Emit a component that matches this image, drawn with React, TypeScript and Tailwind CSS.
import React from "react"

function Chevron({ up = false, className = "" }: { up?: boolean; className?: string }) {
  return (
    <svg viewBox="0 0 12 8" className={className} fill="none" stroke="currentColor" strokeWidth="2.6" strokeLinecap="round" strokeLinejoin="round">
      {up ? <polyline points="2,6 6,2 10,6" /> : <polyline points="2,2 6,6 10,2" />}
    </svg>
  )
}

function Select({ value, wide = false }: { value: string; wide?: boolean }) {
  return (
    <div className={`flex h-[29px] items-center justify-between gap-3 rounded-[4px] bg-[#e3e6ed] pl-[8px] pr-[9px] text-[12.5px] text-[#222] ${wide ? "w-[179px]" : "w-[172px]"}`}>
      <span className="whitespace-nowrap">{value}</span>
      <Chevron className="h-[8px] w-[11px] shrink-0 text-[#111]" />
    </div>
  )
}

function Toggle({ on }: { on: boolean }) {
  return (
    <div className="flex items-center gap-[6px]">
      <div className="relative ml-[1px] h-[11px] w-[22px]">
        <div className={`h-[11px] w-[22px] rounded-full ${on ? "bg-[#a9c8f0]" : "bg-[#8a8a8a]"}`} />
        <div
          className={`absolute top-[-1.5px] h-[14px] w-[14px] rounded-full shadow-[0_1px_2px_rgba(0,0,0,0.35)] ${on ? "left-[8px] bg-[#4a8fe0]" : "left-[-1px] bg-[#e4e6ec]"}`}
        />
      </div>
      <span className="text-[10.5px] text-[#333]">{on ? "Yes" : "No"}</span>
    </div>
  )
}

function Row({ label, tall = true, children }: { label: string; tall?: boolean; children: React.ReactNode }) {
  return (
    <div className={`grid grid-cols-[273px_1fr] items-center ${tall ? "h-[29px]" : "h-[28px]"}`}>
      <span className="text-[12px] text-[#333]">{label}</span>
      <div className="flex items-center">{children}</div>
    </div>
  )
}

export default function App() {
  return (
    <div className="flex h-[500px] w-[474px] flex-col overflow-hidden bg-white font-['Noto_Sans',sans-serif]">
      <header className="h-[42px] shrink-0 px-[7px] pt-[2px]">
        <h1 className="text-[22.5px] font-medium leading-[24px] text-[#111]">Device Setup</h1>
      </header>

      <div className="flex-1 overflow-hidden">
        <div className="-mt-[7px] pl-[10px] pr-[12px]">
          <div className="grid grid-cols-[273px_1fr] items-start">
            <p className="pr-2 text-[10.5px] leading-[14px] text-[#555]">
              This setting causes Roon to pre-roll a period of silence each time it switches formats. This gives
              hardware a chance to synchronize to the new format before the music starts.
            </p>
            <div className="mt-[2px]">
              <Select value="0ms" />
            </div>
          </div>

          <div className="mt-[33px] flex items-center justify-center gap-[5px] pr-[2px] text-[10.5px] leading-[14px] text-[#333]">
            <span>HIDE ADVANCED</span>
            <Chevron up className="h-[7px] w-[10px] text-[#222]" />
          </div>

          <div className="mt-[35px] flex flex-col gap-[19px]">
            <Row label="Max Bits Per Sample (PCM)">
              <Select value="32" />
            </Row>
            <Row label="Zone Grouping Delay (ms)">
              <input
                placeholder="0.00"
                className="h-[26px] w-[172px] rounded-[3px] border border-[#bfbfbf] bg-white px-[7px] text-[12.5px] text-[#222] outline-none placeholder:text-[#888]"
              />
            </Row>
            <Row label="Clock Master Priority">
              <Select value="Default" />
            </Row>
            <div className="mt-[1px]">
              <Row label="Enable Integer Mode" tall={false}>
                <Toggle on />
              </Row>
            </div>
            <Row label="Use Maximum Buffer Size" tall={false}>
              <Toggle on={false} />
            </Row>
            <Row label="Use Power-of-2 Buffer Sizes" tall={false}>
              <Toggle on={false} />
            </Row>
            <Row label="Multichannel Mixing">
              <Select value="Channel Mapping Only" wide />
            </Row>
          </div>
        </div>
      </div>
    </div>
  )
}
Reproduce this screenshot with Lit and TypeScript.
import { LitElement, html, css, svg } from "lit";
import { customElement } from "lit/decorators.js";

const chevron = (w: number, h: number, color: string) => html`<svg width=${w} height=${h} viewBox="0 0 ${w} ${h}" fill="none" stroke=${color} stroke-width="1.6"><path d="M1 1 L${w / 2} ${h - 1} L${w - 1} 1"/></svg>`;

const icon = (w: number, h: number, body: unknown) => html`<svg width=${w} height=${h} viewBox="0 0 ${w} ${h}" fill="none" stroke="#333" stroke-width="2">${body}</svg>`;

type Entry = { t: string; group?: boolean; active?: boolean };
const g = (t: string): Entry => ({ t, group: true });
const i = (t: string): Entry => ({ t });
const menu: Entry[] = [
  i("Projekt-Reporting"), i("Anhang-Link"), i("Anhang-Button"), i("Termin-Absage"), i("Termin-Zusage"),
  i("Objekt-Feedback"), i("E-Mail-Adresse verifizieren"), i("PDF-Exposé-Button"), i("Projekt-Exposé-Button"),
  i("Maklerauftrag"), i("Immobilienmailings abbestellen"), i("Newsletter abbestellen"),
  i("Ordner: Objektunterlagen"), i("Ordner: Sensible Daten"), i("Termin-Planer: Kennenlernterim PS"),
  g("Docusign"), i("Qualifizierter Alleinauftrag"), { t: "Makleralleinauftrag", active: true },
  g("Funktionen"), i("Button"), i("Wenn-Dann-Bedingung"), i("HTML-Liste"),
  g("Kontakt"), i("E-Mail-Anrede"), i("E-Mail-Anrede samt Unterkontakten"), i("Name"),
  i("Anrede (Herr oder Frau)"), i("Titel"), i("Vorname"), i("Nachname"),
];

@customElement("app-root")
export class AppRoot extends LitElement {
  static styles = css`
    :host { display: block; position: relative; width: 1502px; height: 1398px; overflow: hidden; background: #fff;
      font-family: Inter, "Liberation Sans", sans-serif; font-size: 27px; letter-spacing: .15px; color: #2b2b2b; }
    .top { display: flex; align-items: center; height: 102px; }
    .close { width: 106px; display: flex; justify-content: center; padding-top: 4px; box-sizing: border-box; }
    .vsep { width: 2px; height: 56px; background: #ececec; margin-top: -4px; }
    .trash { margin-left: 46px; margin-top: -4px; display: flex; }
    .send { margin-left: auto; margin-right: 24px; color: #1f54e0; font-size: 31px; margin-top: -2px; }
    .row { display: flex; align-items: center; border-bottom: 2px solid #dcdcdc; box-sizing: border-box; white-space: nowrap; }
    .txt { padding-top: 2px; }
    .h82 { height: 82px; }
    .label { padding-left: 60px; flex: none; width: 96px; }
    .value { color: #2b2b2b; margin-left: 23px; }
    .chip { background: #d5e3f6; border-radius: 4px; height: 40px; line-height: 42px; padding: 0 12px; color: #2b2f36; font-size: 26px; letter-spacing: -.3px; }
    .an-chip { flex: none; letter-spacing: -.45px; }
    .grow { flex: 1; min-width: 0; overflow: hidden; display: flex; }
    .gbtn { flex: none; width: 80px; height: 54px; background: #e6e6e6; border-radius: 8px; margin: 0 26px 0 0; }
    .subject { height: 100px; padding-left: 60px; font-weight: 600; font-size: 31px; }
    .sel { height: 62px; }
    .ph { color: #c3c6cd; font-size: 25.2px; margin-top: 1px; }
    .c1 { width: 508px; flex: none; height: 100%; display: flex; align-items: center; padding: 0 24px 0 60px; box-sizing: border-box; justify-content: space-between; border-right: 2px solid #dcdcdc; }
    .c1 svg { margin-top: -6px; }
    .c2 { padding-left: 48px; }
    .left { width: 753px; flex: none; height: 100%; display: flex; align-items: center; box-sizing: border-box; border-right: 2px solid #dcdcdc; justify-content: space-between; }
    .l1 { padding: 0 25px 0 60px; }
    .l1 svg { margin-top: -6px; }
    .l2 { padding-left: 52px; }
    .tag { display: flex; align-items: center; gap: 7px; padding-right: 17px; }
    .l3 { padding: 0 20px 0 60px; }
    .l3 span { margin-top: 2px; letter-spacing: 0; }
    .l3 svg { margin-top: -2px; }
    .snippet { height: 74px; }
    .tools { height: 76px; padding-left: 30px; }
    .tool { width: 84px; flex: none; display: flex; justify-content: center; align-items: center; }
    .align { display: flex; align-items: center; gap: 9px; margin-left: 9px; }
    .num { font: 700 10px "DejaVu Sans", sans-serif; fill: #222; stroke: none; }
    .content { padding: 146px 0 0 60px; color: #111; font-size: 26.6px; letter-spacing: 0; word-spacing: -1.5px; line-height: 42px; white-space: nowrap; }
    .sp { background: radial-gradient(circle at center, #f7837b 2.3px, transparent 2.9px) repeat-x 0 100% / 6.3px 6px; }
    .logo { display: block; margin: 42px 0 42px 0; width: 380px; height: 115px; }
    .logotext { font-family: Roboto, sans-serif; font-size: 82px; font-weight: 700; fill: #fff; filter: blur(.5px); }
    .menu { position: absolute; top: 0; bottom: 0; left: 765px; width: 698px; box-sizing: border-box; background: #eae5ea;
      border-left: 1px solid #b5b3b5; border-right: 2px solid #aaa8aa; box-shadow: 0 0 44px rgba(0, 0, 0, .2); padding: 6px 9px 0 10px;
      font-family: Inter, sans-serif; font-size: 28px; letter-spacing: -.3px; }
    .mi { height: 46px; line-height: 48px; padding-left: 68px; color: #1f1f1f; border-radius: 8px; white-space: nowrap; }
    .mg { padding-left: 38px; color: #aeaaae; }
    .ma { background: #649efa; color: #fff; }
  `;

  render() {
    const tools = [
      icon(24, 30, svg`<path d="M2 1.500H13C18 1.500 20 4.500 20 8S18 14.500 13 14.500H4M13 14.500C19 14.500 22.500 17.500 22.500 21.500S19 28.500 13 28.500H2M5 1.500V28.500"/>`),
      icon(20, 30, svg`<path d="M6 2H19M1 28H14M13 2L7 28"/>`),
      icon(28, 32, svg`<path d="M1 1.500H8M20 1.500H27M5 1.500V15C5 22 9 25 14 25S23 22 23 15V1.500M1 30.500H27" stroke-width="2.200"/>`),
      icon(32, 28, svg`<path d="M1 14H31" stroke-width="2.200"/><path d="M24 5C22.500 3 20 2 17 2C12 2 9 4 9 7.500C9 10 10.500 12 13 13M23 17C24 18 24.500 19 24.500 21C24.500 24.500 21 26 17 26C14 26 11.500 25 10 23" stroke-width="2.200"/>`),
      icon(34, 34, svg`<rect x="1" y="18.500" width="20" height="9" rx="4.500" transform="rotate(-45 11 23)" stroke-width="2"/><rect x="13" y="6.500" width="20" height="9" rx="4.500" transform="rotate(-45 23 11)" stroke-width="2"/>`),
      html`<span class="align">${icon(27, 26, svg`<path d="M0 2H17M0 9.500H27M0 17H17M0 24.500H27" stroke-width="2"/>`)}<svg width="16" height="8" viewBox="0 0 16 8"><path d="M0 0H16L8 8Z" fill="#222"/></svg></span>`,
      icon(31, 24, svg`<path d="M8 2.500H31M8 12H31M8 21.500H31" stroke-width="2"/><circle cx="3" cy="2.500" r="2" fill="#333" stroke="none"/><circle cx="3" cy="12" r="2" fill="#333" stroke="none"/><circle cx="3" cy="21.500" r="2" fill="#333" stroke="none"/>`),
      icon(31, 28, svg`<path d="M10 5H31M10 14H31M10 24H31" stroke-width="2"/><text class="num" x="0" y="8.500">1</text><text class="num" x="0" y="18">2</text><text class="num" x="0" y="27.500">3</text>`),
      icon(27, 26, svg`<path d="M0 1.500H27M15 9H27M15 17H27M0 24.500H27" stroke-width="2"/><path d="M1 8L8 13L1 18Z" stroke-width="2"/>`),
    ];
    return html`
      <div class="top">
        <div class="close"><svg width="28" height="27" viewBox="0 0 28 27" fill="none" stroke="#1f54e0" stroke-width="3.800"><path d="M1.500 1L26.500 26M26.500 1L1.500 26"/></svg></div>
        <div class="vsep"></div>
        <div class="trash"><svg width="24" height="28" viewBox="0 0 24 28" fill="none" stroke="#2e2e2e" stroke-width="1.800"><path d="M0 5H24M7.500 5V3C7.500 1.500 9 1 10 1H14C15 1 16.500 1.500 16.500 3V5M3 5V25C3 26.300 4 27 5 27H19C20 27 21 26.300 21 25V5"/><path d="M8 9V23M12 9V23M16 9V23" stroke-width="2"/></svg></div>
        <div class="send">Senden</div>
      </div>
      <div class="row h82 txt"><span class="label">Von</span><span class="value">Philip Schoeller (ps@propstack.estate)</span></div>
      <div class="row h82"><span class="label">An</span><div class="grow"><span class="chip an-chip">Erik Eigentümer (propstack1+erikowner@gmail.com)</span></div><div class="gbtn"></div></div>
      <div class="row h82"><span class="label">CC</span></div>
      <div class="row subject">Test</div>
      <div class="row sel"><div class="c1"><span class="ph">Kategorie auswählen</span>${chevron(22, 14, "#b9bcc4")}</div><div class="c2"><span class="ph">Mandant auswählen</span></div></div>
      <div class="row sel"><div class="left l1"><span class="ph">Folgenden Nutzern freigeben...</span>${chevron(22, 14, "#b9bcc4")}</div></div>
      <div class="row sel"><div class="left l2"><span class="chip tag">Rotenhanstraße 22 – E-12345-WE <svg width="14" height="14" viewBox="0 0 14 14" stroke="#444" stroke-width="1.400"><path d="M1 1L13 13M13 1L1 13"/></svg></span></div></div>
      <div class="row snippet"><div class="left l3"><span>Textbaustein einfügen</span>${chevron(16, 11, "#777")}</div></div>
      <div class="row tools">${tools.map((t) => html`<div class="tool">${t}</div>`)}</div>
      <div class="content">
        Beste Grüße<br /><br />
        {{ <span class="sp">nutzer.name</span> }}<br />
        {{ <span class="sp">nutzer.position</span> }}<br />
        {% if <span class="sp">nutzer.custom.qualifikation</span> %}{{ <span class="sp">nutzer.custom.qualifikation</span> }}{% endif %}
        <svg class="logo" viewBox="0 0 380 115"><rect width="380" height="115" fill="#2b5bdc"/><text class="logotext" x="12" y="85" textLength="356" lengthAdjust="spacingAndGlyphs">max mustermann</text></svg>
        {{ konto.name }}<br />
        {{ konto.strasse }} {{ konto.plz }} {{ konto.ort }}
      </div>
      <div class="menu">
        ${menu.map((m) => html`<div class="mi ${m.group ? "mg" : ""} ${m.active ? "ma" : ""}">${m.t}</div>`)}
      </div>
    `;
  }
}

◆ **TASK REQUIREMENTS**
Begin at the line containing "Reproduce this screenshot", end at the line containing "const icon = (w: number, h: number, body: unknown)", and reproduce every line in that range exactly, both ends included.

◆ **TASK OUTPUT**
Reproduce this screenshot with Lit and TypeScript.
import { LitElement, html, css, svg } from "lit";
import { customElement } from "lit/decorators.js";

const chevron = (w: number, h: number, color: string) => html`<svg width=${w} height=${h} viewBox="0 0 ${w} ${h}" fill="none" stroke=${color} stroke-width="1.6"><path d="M1 1 L${w / 2} ${h - 1} L${w - 1} 1"/></svg>`;

const icon = (w: number, h: number, body: unknown) => html`<svg width=${w} height=${h} viewBox="0 0 ${w} ${h}" fill="none" stroke="#333" stroke-width="2">${body}</svg>`;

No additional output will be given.